Possible Fine-Tuning of Methane Activation toward C2 Oxygenates by 3d-Transition Metal-Ions Doped Nano-Ceria-Zirconia.

Abstract

In this work, we demonstrate a simple sol-gel technique to prepare metal-ion(s)-doped ceria-zirconia solid solution for efficient catalytic methane activation. The cation-depicting formula units are Ce0.80Zr0.20 (CZ), Ce0.79Zr0.20M0.01 (CZM), and Ce0.79Zr0.20M0.005M10.005 (CZMM1) (M and M1 = V, Mn, Fe, Co, and Cu), employed for undoped, mono-metal-ion-doped, and bi-metal-ion-doped solid solutions, respectively. Methane activation with Mn, Fe, Cu mono-metal-ion-doped CZ favors the C1 product, while CZCo assists C-C coupling with the formation of acetaldehyde. On the other hand, the Co- and Fe-doped bi-metal-ion combination catalyst (CZCoFe) shows significant ethanol but predominant formic acid formation. This is further promoted by the Co + V bi-metal-ion combination (CZCoV) catalyst, and it shows ethanol as the major product along with methyl hydrogen peroxide, methanol, and formic acid as minor products. An impressive ethanol yield of 93 μmol/g h with 76% selectivity obtained with the CZCoV catalyst is at par with that obtained with noble-metal-based catalysts under comparable reaction conditions. When Co and V content was increased two and four times from 0.005 to 0.01 and 0.02, ethanol yield increased at the expense of formic acid. The 213 μmol/g h ethanol yield (86% selectivity) observed with Ce0.76Zr0.20Co0.02V0.02 is probably the highest observed.
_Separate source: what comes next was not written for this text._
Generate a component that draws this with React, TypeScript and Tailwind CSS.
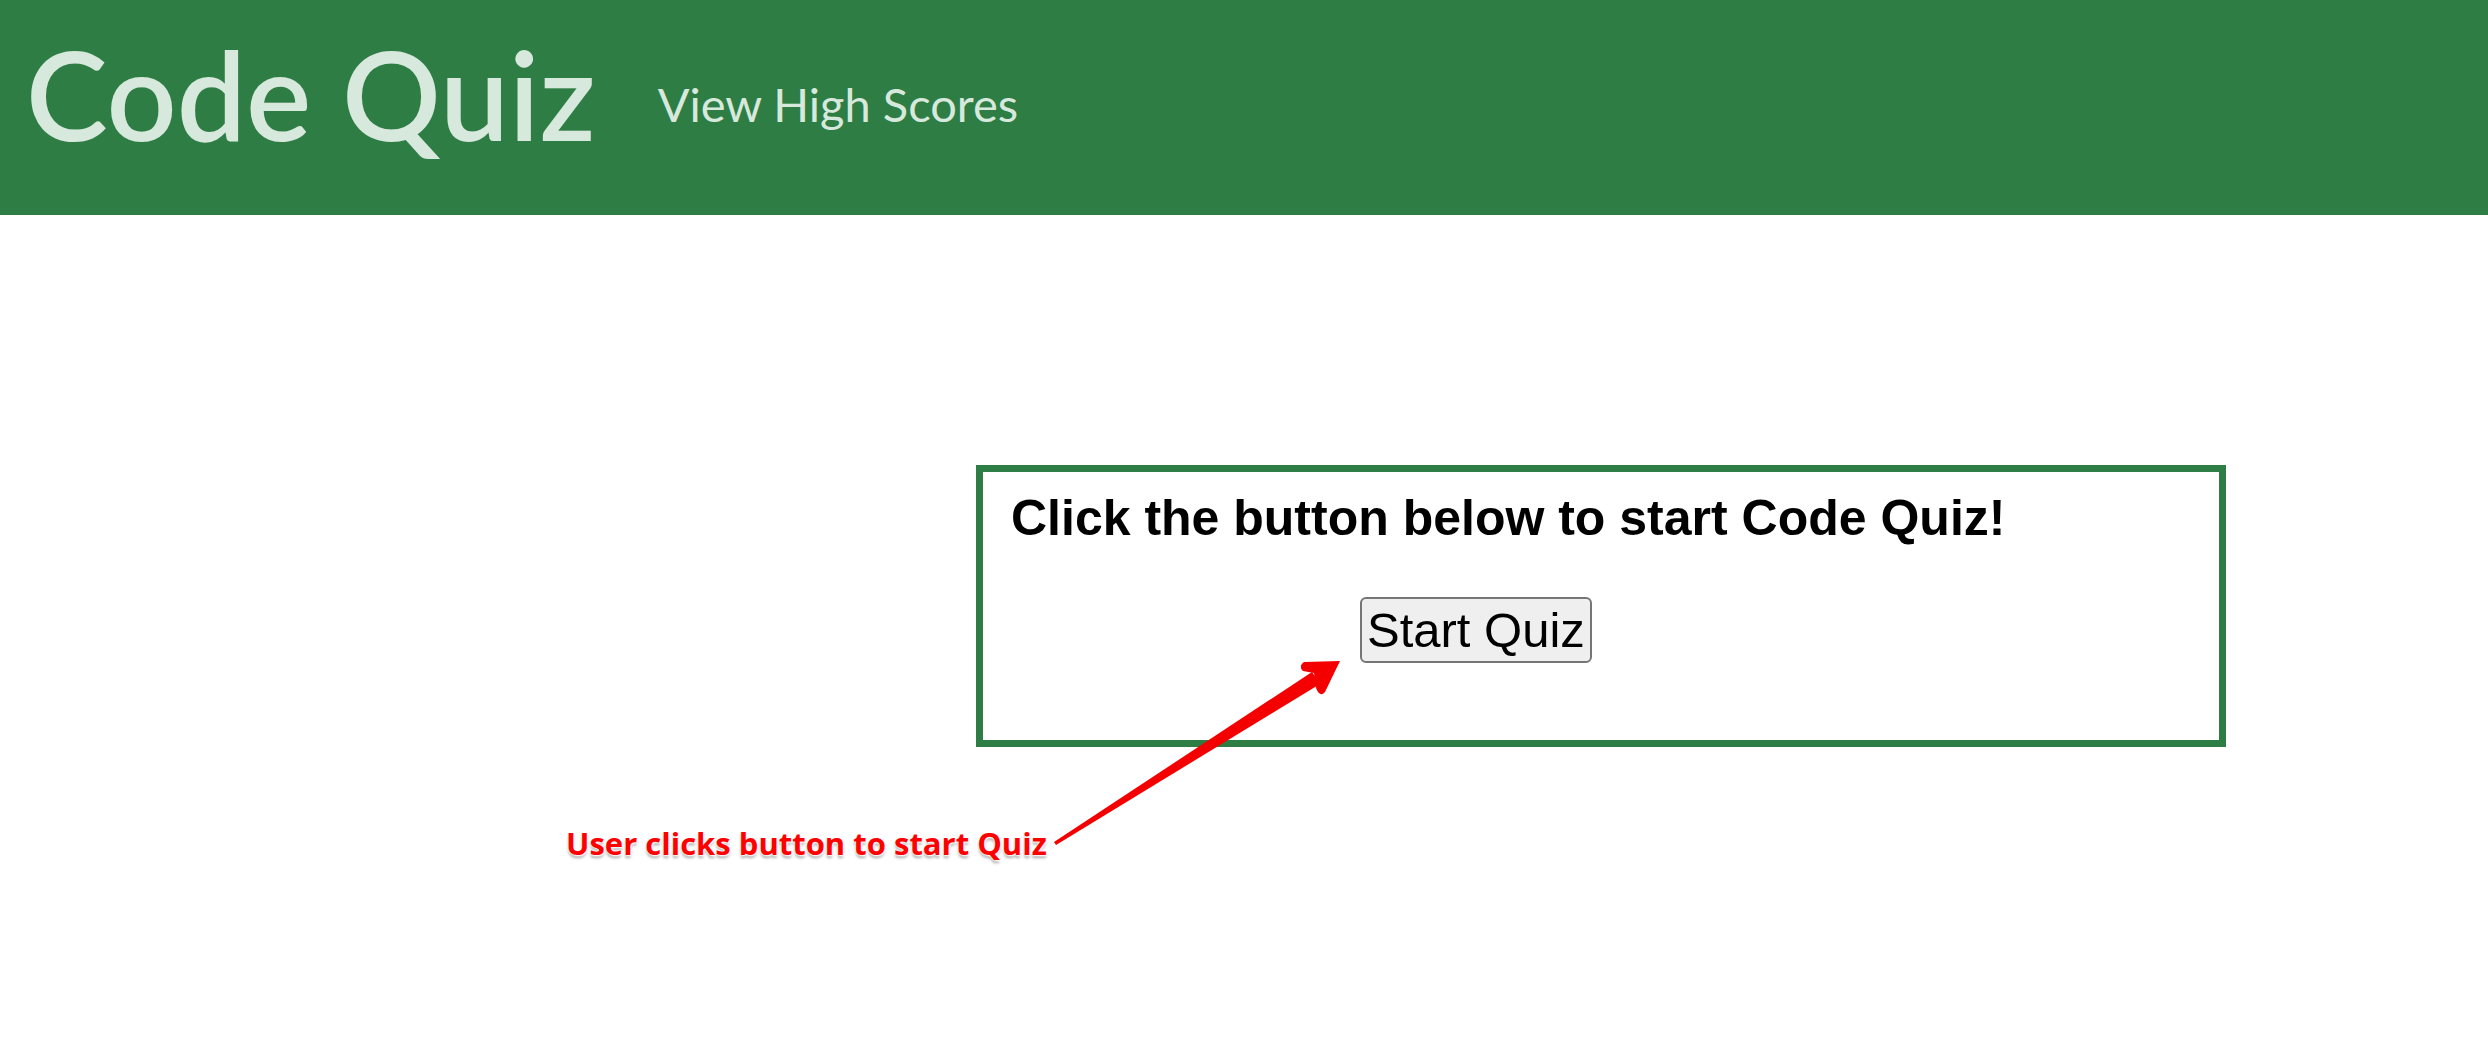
import React from 'react';

const headerFont = { fontFamily: 'Lato, "Open Sans", sans-serif' };

function Annotation() {
  return (
    <div className="pointer-events-none absolute inset-0">
      <svg className="absolute left-0 top-0" width="2488" height="1048" viewBox="0 0 2488 1048">
        {/* shaft */}
        <polygon points="1056,845 1320,684 1312,672 1054,842" fill="#f40000" />
        {/* head */}
        <path
          d="M1340,661 L1304,662 Q1298,666 1303,671 L1314,673 L1316,688 Q1320,698 1325,692 Z"
          fill="#f40000"
        />
      </svg>
      <div
        className="absolute left-[566px] top-[828px] text-[31px] font-bold leading-none text-[#ff0000] whitespace-nowrap [text-shadow:0_0_2px_#fff,0_0_2px_#fff,1px_1px_2px_#fff,0_3px_3px_rgba(0,0,0,0.35)]"
        style={{ fontFamily: '"Open Sans", sans-serif' }}
      >
        User clicks button to start Quiz
      </div>
    </div>
  );
}

export default function App() {
  return (
    <div className="relative h-[1048px] w-[2488px] overflow-hidden bg-white">
      {/* Header */}
      <header className="flex h-[215px] items-start bg-[#2e7d44] pl-[26px]">
        <h1
          className="mt-[19px] text-[123px] font-semibold leading-[150px] text-[#d7e8dc]"
          style={headerFont}
        >
          Code Quiz
        </h1>
        <a
          className="ml-[62px] mt-[72px] text-[47px] leading-[64px] text-[#d7e8dc]"
          style={headerFont}
        >
          View High Scores
        </a>
      </header>

      {/* Quiz card */}
      <main className="pt-[250px]">
        <section className="ml-[976px] h-[282px] w-[1250px] border-[7px] border-[#2e7d44] px-[28px] pt-[17px]">
          <h2
            className="text-[50px] font-bold leading-[58px] text-black"
            style={{ fontFamily: '"Liberation Sans", Arial, sans-serif' }}
          >
            Click the button below to start Code Quiz!
          </h2>
          <div className="mt-[50px] pl-[349px]">
            <button
              className="h-[66px] rounded-[6px] border-2 border-[#767676] bg-[#efefef] px-[5px] text-[49px] leading-[58px] text-black"
              style={{ fontFamily: '"Liberation Sans", Arial, sans-serif' }}
            >
              Start Quiz
            </button>
          </div>
        </section>
      </main>

      <Annotation />
    </div>
  );
}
The partial oxidation of CH4 in Co-based bi-metal combinations (Co + V or Co + Fe) suggests the synergistic effect of doped metal ions owing to the heterogeneous near-neighbor environment. The present results are attributed to the surface heterogeneity between the host and the dopants, which selectively promotes methane activation as well as C-C coupling. This indicates a large scope to tune the activity of partial oxidation of methane and product selectivity with different metal-ion(s) combinations.